Laureline was affirming the question on many readers’mind: “could I live this far in the future, in the unknown?”.  And in the troubled late ’60s into the ’70s, with TV news  showing nightly scenes from Vietnam to the carnage wrought by Carlos the Jackal, the Red Brigades, OAS, and on an on, her character offered hope.  

“Valerian and the City of a Thousand Planets” created some confusion from the start. Trailers intended to wow audiences with their visuals were depicting nothing particularly new and failed to answer two basic questions about characters and story: who and what. The source material, which invited contemplation of its richness, should have been subtly hinted at. It was almost immediately clear that Laureline’s character was more evolved, with more depth than Valerian’s. This led to two criticisms directed at the film in several reviews. One had to do with the casting of Dane Dehaan as Valerian, the other with various expressions of confusion regarding the story development.
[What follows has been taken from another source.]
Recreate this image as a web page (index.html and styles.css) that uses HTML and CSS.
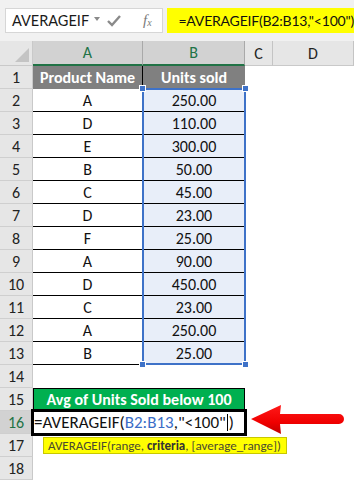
FILE: index.html
```html
<!DOCTYPE html>
<html lang="en">
<head>
    <meta charset="UTF-8">
    <title>AVERAGEIF</title>
    <link rel="stylesheet" href="styles.css">
</head>
<body>
    <div class="sheet">
        <div class="topbar">
            <div class="namebox">
                <span class="name">AVERAGEIF</span>
                <span class="drop"></span>
                <svg class="check" width="14" height="12" viewBox="0 0 14 12"><path d="M1 6 L5 10 L13 1" fill="none" stroke="#8a8a8a" stroke-width="2.4"/></svg>
                <span class="fx">f<sub>x</sub></span>
            </div>
            <div class="formula">=AVERAGEIF(B2:B13,"&lt;100")</div>
        </div>

        <div class="grid">
            <!-- column headers -->
            <div class="corner"><span class="tri"></span></div>
            <div class="colhdr on">A</div>
            <div class="colhdr on">B</div>
            <div class="colhdr">C</div>
            <div class="colhdr">D</div>

            <div class="rowhdr">1</div>
            <div class="cell head a">Product Name</div>
            <div class="cell head b">Units sold</div>
            <div class="cell"></div><div class="cell"></div>

            <div class="rowhdr">2</div><div class="cell a line">A</div><div class="cell b line sel">250.00</div><div class="cell"></div><div class="cell"></div>
            <div class="rowhdr">3</div><div class="cell a line">D</div><div class="cell b line sel">110.00</div><div class="cell"></div><div class="cell"></div>
            <div class="rowhdr">4</div><div class="cell a line">E</div><div class="cell b line sel">300.00</div><div class="cell"></div><div class="cell"></div>
            <div class="rowhdr">5</div><div class="cell a line">B</div><div class="cell b line sel">50.00</div><div class="cell"></div><div class="cell"></div>
            <div class="rowhdr">6</div><div class="cell a line">C</div><div class="cell b line sel">45.00</div><div class="cell"></div><div class="cell"></div>
            <div class="rowhdr">7</div><div class="cell a line">D</div><div class="cell b line sel">23.00</div><div class="cell"></div><div class="cell"></div>
            <div class="rowhdr">8</div><div class="cell a line">F</div><div class="cell b line sel">25.00</div><div class="cell"></div><div class="cell"></div>
            <div class="rowhdr">9</div><div class="cell a line">A</div><div class="cell b line sel">90.00</div><div class="cell"></div><div class="cell"></div>
            <div class="rowhdr">10</div><div class="cell a line">D</div><div class="cell b line sel">450.00</div><div class="cell"></div><div class="cell"></div>
            <div class="rowhdr">11</div><div class="cell a line">C</div><div class="cell b line sel">23.00</div><div class="cell"></div><div class="cell"></div>
            <div class="rowhdr">12</div><div class="cell a line">A</div><div class="cell b line sel">250.00</div><div class="cell"></div><div class="cell"></div>
            <div class="rowhdr">13</div><div class="cell a line">B</div><div class="cell b line sel">25.00</div><div class="cell"></div><div class="cell"></div>

            <div class="rowhdr">14</div><div class="cell"></div><div class="cell"></div><div class="cell"></div><div class="cell"></div>
            <div class="rowhdr">15</div>
            <div class="cell avg">Avg of Units Sold below 100</div>
            <div class="cell"></div><div class="cell"></div>
            <div class="rowhdr on">16</div>
            <div class="cell edit">=AVERAGEIF(<span class="ref">B2:B13</span>,"&lt;100"<span class="caret"></span>)</div>
            <div class="cell"></div><div class="cell"></div>
            <div class="rowhdr">17</div><div class="cell"></div><div class="cell"></div><div class="cell"></div><div class="cell"></div>
            <div class="rowhdr">18</div><div class="cell"></div><div class="cell"></div><div class="cell"></div><div class="cell"></div>

            <!-- selection of B2:B13 -->
            <div class="selbox">
                <span class="handle tl"></span>
                <span class="handle tr"></span>
                <span class="handle bl"></span>
                <span class="handle br"></span>
            </div>

            <div class="tip">AVERAGEIF(range, <b>criteria</b>, [average_range])</div>

            <svg class="arrow" width="96" height="32" viewBox="0 0 96 32">
                <defs>
                    <linearGradient id="red" x1="0" y1="0" x2="0" y2="1">
                        <stop offset="0" stop-color="#ff1a1a"/>
                        <stop offset="0.6" stop-color="#f00000"/>
                        <stop offset="1" stop-color="#c00000"/>
                    </linearGradient>
                </defs>
                <path d="M1 15 L31 1 L30 10 L89 10 A5 5 0 0 1 89 20 L30 20 L31 30 Z" fill="url(#red)"/>
            </svg>
        </div>
    </div>
</body>
</html>
```

FILE: styles.css
```css
body {
    margin: 0;
    background: #ffffff;
    font-family: Calibri, Carlito, Lato, "Liberation Sans", sans-serif;
}
.sheet {
    width: 354px;
    height: 484px;
    overflow: hidden;
    background: #ffffff;
}
.topbar {
    height: 41px;
    background: #f1f1f1;
    display: flex;
    align-items: flex-start;
    padding-top: 8px;
    box-sizing: border-box;
    gap: 4px;
}
.namebox {
    margin-left: 5px;
    width: 161px;
    height: 25px;
    background: #ffffff;
    border: 1px solid #d6d6d6;
    box-sizing: border-box;
    display: flex;
    align-items: center;
    position: relative;
}
.name {
    font-family: Lato, "Liberation Sans", sans-serif;
    font-size: 14.5px;
    margin-left: 6px;
    color: #1a1a1a;
    width: 78px;
}
.drop {
    width: 0;
    height: 0;
    border-left: 3px solid transparent;
    border-right: 3px solid transparent;
    border-top: 4px solid #8a8a8a;
    margin-left: 4px;
    margin-top: -3px;
}
.check {
    margin-left: 7px;
}
.fx {
    font-family: "Liberation Serif", serif;
    font-style: italic;
    font-size: 15px;
    color: #7a7a7a;
    margin-left: 22px;
}
.fx sub {
    font-size: 10px;
    vertical-align: -1px;
}
.formula {
    flex: 1;
    height: 25px;
    background: #ffff00;
    font-family: Lato, "Liberation Sans", sans-serif;
    font-size: 14px;
    letter-spacing: -0.2px;
    line-height: 25px;
    padding-left: 11px;
    white-space: nowrap;
    color: #111;
}
.grid {
    display: grid;
    grid-template-columns: 33px 110px 102px 28px 1fr;
    grid-template-rows: 25px;
    grid-auto-rows: 23px;
    position: relative;
}
.corner {
    background: #e6e6e6;
    border-right: 1px solid #c9c9c9;
    border-bottom: 1px solid #c9c9c9;
    position: relative;
}
.tri {
    position: absolute;
    right: 3px;
    bottom: 3px;
    width: 0;
    height: 0;
    border-left: 14px solid transparent;
    border-bottom: 14px solid #c4c4c4;
}
.colhdr {
    background: #e6e6e6;
    border-right: 1px solid #c4c4c4;
    border-bottom: 1px solid #c9c9c9;
    display: flex;
    align-items: center;
    justify-content: center;
    font-size: 16px;
    color: #222;
}
.colhdr.on {
    background: #d2d2d2;
    color: #217346;
    border-bottom: 2px solid #217346;
    border-right-color: #a9a9a9;
}
.rowhdr {
    background: #e6e6e6;
    border-right: 1px solid #c9c9c9;
    border-bottom: 1px solid #cfcfcf;
    display: flex;
    align-items: center;
    justify-content: center;
    font-size: 16px;
    color: #222;
}
.rowhdr.on {
    background: #d2d2d2;
    color: #217346;
}
.cell {
    display: flex;
    align-items: center;
    justify-content: center;
    font-size: 16px;
    color: #111;
    white-space: nowrap;
    box-sizing: border-box;
}
.cell.a {
    border-right: 1px solid #000000;
}
.cell.line {
    border-bottom: 1px solid #000000;
}
.cell.sel {
    background: #e8eef9;
}
.cell.head {
    background: #808080;
    color: #ffffff;
    font-weight: bold;
}
.avg {
    grid-column: span 2;
    background: #00b050;
    color: #ffffff;
    font-weight: bold;
    border: 1px solid #000000;
}
.edit {
    grid-column: span 2;
    justify-content: flex-start;
    font-size: 17px;
    padding-left: 1px;
    outline: 3px solid #000000;
    outline-offset: -1px;
    position: relative;
    z-index: 2;
    background: #ffffff;
}
.ref {
    color: #3a6dc6;
}
.caret {
    display: inline-block;
    width: 1px;
    height: 17px;
    background: #000;
    margin: 0 1px;
}
.selbox {
    position: absolute;
    left: 142px;
    top: 47px;
    width: 104px;
    height: 277px;
    border: 2px solid #3e72c8;
    box-sizing: border-box;
}
.handle {
    position: absolute;
    width: 5px;
    height: 5px;
    background: #3e72c8;
    border: 1px solid #ffffff;
}
.handle.tl { left: -5px; top: -5px; }
.handle.tr { right: -5px; top: -5px; }
.handle.bl { left: -5px; bottom: -5px; }
.handle.br { right: -5px; bottom: -5px; }
.tip {
    position: absolute;
    left: 43px;
    top: 396px;
    width: 244px;
    height: 17px;
    box-sizing: border-box;
    background: #ffff00;
    border: 1px solid #c8c800;
    font-family: Calibri, Carlito, Lato, "Liberation Sans", sans-serif;
    font-size: 13px;
    color: #4a4a30;
    padding-left: 4px;
    line-height: 15px;
    white-space: nowrap;
    z-index: 3;
}
.tip b {
    color: #333;
}
.arrow {
    position: absolute;
    left: 250px;
    top: 363px;
}
```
Dane Dehaan is an interesting actor, whom I would follow in future films, having just recently watched “the cure for wellness”. However, he is physically very different from Valerian’s square jawed, sharp featured character, and while Ciara Delevingne’s Laureline turned out better written, both actors come across as teenagers with old eyes.  To me they looked like a live version of the group Gorillaz’ animated videos.

                            Not quite the right look (Gorillaz seen above)…

Image result for valerian and the city of a thousand planets

Luc Besson enjoys writing strong female characters, but even as he matures, they remain fairly two-dimensional objects of desire. Here, this led to a few cringe-worthy moments where Valerian would ask Laureline to marry him, awkward scenes book-ended by some horseplay between the two, at times a bit rough and a definite departure from the playful banter of the comic books. Besson wrote Valerian more as Satyr than Pygmalion. In between these moments would be the “cool action scenes” which, while visually pleasing, did play on well worn notes. 

Take Clive Owen’s Commander Fillit character and other military officers, carbon-copies of the soldiers in “the Fifth Element” with their operetta uniforms. As for David Bowie’s “Space Oddity”, Bob Marley’s “Jamming” and the Bee-Gees’ “Staying Alive”, they’re all pretty cool tracks, but unoriginal references for a film intended as the beginning of a franchise which needs to establish itself well outside of the Star Wars universe, or Avatar. There’s much more, but the film deserves its shot: the characters and universes created by Christin and Mezieres are regaining relevance.

I went in thinking the film should have been animated in the style of Jackson and Spielberg’s “the adventures of Tintin”. I still think it would have been a better choice and helped keep the film closer to the source material, but it also needed to be pared down visually. There were only about five other people in the theater that night and once again I find truth in Thomas Wolfe’s novel, you can’t go home again. Not even to an imagined future.
“Valerian and the City of a Thousand Planets” gets three jellybeans.